Leave aside for now the rude frolics of Rick Foucheux’s slovenly pinchpenny Sir Toby and J. Fred Shiffman’s flatulent Fabian, the romantic follies of Tom Story’s dance-happy dandy Sir Andrew and Ted van Griethuysen’s pompous Malvolio, even the self-indulgent love-swoons of Christopher Innvar’s peremptory Duke Orsino, who imagines himself madly in love with the countess even as his attraction to the disguised Viola grows.

Oh, they’re all deftly handled, to be sure, but what drives Taichman’s staging is Olivia’s unbending, her surrender to a passion the audience knows is all a comic misunderstanding but which is nonetheless a lifeline for a woman who might have surrendered to her sadness. Cox plays that capitulation with a mix of great-lady grandiosity and lovestruck slapstick that shouldn’t work, but that does work, and marvelously too. It’s a performance, precisely tuned down to the curve of an arm and the timing of a turn, that gracefully makes room for the play’s profound melancholies and its fleet-footed nonsense alike—and one that culminates in what’s probably the single funniest pratfall you’ll ever see anyone make in a wedding dress.
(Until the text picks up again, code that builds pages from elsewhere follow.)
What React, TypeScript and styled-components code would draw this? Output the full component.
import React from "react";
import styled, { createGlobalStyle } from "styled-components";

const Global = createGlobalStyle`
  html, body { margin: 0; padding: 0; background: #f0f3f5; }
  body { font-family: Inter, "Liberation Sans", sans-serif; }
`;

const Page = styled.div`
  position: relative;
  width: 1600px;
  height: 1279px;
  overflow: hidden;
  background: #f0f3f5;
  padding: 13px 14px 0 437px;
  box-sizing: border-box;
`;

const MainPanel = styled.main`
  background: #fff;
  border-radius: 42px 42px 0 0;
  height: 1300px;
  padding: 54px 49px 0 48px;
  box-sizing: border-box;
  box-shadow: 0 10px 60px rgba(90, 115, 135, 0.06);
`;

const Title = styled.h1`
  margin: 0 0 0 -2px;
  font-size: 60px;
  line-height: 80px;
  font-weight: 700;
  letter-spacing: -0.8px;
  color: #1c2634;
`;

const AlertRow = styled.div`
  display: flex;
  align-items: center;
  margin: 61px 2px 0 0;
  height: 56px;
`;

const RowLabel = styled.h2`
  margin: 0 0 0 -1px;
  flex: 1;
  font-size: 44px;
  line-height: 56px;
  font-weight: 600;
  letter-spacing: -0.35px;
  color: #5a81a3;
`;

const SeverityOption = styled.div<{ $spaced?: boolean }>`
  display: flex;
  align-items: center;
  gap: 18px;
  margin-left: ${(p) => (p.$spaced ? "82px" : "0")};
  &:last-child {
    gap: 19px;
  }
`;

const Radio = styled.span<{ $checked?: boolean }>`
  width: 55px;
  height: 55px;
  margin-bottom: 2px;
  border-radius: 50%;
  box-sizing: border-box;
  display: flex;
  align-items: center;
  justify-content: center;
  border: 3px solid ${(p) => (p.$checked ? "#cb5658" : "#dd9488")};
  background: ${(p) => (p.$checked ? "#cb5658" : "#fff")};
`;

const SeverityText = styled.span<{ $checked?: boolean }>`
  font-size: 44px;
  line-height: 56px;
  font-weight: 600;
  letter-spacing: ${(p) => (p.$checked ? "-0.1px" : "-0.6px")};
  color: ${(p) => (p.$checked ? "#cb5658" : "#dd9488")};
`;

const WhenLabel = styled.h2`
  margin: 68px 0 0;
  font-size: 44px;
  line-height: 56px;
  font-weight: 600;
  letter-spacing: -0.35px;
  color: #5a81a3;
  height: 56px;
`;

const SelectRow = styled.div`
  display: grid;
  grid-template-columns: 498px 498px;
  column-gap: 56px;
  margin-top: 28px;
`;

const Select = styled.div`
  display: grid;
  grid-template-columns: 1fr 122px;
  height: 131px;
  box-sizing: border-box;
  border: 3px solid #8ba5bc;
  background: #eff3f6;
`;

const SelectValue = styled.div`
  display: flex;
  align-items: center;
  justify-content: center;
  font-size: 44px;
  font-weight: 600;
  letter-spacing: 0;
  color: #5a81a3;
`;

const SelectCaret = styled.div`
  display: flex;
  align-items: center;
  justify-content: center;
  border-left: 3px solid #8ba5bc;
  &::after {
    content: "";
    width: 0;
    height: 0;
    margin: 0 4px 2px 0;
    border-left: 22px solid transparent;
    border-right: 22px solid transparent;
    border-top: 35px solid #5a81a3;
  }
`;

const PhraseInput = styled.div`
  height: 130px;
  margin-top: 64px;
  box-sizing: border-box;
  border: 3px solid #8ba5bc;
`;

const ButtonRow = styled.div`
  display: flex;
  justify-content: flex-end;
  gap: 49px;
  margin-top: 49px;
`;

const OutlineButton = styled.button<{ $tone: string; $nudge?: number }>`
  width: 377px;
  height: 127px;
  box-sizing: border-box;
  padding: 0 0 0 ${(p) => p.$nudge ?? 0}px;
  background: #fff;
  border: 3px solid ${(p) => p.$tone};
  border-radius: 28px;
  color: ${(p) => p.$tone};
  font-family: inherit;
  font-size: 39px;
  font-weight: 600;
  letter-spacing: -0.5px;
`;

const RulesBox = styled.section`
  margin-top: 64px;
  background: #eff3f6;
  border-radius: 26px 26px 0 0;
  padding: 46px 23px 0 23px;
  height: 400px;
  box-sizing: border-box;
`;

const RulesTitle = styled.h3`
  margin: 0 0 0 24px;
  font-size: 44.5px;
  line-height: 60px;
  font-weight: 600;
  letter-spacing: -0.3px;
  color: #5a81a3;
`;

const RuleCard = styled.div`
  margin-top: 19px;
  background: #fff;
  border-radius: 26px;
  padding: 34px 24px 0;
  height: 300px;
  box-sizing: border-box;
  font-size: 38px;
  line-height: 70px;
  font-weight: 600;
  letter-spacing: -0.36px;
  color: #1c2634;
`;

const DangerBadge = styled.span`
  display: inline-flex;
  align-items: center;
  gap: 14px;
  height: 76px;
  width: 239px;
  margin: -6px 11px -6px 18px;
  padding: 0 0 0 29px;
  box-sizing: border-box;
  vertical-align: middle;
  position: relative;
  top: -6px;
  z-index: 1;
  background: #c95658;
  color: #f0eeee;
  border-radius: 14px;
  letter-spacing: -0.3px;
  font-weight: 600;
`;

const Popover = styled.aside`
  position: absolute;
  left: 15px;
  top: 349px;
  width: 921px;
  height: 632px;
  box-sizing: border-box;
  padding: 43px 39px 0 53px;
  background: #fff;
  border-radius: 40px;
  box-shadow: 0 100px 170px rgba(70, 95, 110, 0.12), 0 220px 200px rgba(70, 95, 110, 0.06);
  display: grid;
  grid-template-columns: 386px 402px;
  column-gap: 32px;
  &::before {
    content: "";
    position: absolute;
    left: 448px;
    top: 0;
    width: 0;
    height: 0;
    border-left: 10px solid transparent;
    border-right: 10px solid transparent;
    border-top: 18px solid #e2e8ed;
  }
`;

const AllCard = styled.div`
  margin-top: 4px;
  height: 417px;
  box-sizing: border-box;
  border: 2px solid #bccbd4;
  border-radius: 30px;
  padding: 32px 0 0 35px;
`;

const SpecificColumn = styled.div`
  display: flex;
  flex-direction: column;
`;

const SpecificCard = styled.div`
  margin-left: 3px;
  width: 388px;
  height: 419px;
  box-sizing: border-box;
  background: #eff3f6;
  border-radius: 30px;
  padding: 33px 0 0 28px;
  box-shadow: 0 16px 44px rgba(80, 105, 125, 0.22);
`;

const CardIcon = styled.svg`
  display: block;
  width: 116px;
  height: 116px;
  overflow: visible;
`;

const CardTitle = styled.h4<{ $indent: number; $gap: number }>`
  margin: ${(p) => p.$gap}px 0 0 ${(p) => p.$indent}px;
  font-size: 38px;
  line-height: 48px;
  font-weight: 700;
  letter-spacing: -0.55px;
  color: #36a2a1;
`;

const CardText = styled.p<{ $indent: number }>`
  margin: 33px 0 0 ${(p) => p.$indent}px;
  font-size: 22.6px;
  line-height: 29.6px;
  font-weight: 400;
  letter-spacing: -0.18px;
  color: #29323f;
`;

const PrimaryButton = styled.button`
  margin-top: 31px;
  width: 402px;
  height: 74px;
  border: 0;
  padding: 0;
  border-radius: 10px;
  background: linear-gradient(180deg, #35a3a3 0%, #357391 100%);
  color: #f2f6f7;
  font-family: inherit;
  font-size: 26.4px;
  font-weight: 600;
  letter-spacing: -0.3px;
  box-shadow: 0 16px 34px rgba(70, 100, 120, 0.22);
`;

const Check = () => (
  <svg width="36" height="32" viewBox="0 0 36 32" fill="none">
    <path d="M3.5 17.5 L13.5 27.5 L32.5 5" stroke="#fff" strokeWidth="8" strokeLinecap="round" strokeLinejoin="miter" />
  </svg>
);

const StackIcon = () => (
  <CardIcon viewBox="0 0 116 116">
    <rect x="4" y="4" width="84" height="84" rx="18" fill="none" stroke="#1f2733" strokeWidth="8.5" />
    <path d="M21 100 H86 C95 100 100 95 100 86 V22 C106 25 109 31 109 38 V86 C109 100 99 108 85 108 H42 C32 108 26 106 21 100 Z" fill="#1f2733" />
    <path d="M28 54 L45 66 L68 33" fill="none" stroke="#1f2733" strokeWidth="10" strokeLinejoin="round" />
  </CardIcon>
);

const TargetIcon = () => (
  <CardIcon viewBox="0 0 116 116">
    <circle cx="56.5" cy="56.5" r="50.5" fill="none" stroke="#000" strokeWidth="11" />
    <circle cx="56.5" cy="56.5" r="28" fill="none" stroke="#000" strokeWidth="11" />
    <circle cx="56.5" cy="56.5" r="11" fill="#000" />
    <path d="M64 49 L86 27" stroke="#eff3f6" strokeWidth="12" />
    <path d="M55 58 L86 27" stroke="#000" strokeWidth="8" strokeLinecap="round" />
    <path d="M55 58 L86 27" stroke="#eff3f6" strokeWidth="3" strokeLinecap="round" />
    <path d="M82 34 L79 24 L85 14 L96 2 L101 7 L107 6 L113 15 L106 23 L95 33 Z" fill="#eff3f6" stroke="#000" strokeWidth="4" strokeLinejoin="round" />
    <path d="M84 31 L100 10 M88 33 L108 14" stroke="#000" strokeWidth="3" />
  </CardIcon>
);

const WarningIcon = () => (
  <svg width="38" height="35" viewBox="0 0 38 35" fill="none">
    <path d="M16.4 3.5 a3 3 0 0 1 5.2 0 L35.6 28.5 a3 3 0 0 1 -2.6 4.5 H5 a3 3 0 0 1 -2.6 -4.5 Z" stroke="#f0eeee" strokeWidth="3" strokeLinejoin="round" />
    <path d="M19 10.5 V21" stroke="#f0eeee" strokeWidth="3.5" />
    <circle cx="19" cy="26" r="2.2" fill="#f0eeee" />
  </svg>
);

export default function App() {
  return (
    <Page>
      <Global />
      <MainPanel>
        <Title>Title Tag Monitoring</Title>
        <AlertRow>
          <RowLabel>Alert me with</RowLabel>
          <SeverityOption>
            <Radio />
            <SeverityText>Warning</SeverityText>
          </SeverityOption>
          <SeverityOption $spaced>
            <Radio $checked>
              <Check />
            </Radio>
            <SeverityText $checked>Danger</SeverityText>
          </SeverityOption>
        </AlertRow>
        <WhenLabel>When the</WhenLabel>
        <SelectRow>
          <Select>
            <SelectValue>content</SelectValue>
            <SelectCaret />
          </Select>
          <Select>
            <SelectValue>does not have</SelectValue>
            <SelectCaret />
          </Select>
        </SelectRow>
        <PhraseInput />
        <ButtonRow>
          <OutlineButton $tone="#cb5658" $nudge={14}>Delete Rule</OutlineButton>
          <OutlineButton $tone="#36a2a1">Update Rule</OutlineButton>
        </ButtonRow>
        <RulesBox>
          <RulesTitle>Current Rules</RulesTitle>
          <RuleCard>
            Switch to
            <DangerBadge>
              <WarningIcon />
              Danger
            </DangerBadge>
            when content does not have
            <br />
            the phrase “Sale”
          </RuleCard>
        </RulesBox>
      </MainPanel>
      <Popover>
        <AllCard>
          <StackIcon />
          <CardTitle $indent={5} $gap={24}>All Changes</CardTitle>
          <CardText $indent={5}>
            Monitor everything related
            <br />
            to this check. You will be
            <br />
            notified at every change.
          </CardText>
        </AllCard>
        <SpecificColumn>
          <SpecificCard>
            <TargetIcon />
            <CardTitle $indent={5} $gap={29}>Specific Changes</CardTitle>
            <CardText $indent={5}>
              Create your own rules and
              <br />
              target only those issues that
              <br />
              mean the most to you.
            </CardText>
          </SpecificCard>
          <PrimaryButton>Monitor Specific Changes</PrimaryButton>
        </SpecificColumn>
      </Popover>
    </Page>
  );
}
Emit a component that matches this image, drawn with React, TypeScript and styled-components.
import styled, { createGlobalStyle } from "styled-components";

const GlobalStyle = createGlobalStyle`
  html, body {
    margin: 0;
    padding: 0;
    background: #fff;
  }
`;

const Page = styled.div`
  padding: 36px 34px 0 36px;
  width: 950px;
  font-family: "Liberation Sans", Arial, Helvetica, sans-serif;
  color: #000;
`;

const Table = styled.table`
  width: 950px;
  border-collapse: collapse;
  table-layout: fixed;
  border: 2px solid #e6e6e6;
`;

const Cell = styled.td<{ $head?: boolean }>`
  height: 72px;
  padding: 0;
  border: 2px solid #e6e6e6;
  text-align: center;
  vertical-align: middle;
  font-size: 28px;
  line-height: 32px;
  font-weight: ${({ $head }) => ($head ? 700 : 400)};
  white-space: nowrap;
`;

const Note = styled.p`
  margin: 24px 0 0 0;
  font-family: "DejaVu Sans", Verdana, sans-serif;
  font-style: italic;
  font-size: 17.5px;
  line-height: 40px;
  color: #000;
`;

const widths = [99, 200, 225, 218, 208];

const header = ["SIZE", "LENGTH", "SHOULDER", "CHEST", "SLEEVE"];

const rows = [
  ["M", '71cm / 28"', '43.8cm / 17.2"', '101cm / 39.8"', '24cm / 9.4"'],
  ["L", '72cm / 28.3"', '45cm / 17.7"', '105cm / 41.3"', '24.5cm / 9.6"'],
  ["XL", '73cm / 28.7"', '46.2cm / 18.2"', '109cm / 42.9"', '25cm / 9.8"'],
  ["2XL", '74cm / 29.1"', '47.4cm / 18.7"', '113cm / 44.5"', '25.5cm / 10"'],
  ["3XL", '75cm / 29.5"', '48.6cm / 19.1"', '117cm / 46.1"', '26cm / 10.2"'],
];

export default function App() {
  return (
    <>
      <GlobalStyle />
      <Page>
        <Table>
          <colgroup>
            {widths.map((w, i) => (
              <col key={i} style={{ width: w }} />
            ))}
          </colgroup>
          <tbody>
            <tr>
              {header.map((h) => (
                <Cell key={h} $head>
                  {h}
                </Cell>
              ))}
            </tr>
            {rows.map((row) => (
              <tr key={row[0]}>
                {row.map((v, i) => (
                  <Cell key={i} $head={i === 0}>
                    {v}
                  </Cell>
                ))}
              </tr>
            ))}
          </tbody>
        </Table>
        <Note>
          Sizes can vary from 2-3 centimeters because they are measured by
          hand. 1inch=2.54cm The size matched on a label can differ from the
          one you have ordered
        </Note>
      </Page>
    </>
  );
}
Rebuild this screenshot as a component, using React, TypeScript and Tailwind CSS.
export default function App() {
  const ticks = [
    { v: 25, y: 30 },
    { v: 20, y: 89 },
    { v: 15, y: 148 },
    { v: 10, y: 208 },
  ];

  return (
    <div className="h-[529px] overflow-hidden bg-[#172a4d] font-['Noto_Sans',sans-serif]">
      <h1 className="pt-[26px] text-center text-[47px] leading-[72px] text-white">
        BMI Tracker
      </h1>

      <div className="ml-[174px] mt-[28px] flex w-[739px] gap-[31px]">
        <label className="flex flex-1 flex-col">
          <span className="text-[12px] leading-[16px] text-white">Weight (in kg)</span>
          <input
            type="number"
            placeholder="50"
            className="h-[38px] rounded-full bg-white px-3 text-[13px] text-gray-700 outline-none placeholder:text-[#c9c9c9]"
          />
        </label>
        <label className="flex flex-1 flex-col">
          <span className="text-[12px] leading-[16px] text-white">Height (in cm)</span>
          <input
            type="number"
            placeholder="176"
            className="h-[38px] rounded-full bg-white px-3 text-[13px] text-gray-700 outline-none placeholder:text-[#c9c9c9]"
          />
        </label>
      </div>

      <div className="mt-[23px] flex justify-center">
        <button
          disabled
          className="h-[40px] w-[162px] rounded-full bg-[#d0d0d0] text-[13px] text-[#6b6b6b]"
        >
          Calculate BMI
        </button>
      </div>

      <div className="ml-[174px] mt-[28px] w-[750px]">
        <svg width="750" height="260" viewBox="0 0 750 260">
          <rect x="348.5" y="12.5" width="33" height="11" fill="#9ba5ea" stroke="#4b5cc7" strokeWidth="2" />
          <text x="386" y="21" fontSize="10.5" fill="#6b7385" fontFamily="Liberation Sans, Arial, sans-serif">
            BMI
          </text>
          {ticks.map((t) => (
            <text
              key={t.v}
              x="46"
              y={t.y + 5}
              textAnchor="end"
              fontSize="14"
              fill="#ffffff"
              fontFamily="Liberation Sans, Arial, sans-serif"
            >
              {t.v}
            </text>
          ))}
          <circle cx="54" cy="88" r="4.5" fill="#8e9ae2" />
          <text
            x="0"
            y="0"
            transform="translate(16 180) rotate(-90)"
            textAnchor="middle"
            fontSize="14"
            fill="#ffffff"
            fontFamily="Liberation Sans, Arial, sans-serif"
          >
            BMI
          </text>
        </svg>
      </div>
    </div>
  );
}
It’s a lovely dress, too, a whole bridal shop’s worth of frothy white, and it’s the natural capper for Miranda Hoffman’s sumptuous but simple costume scheme for Olivia. (To describe it more fully would spoil the cumulative effect of the whole, so let’s just say that on the spectrum between black and white, Hoffman hilariously finds room for a bilious puce, just in time for love’s first stomach-churning squeeze.)

Christopher Akerlind’s lighting design proves similarly simple and similarly eloquent, washing the stage in chill blues and warm blushes as the mood demands, until everything comes together on Riccardo Hernandez’s glacial gunmetal waveform of a set in a shower of rose petals that pile up onstage in drifts.

They’re a bit like autumn leaves, those deconstructed flowers, romantic and forlorn at once, a reminder that although high spirits have prevailed and wonder is in the air, although Shakespeare has paired off his principals as tidily as the conventions of comedy require, life is usually too complicated for happy to last ever after. Taichman’s lovers will be sad again. They don’t know it yet, but the playwright does—and so his characters cede the stage at the last to Floyd King’s wise old fool Feste, whose lonely apologia speaks of the wind and the rain and the age of the world. And somehow, on a cold winter’s night, his song makes bearable the prospect of life’s unchanging rhythms.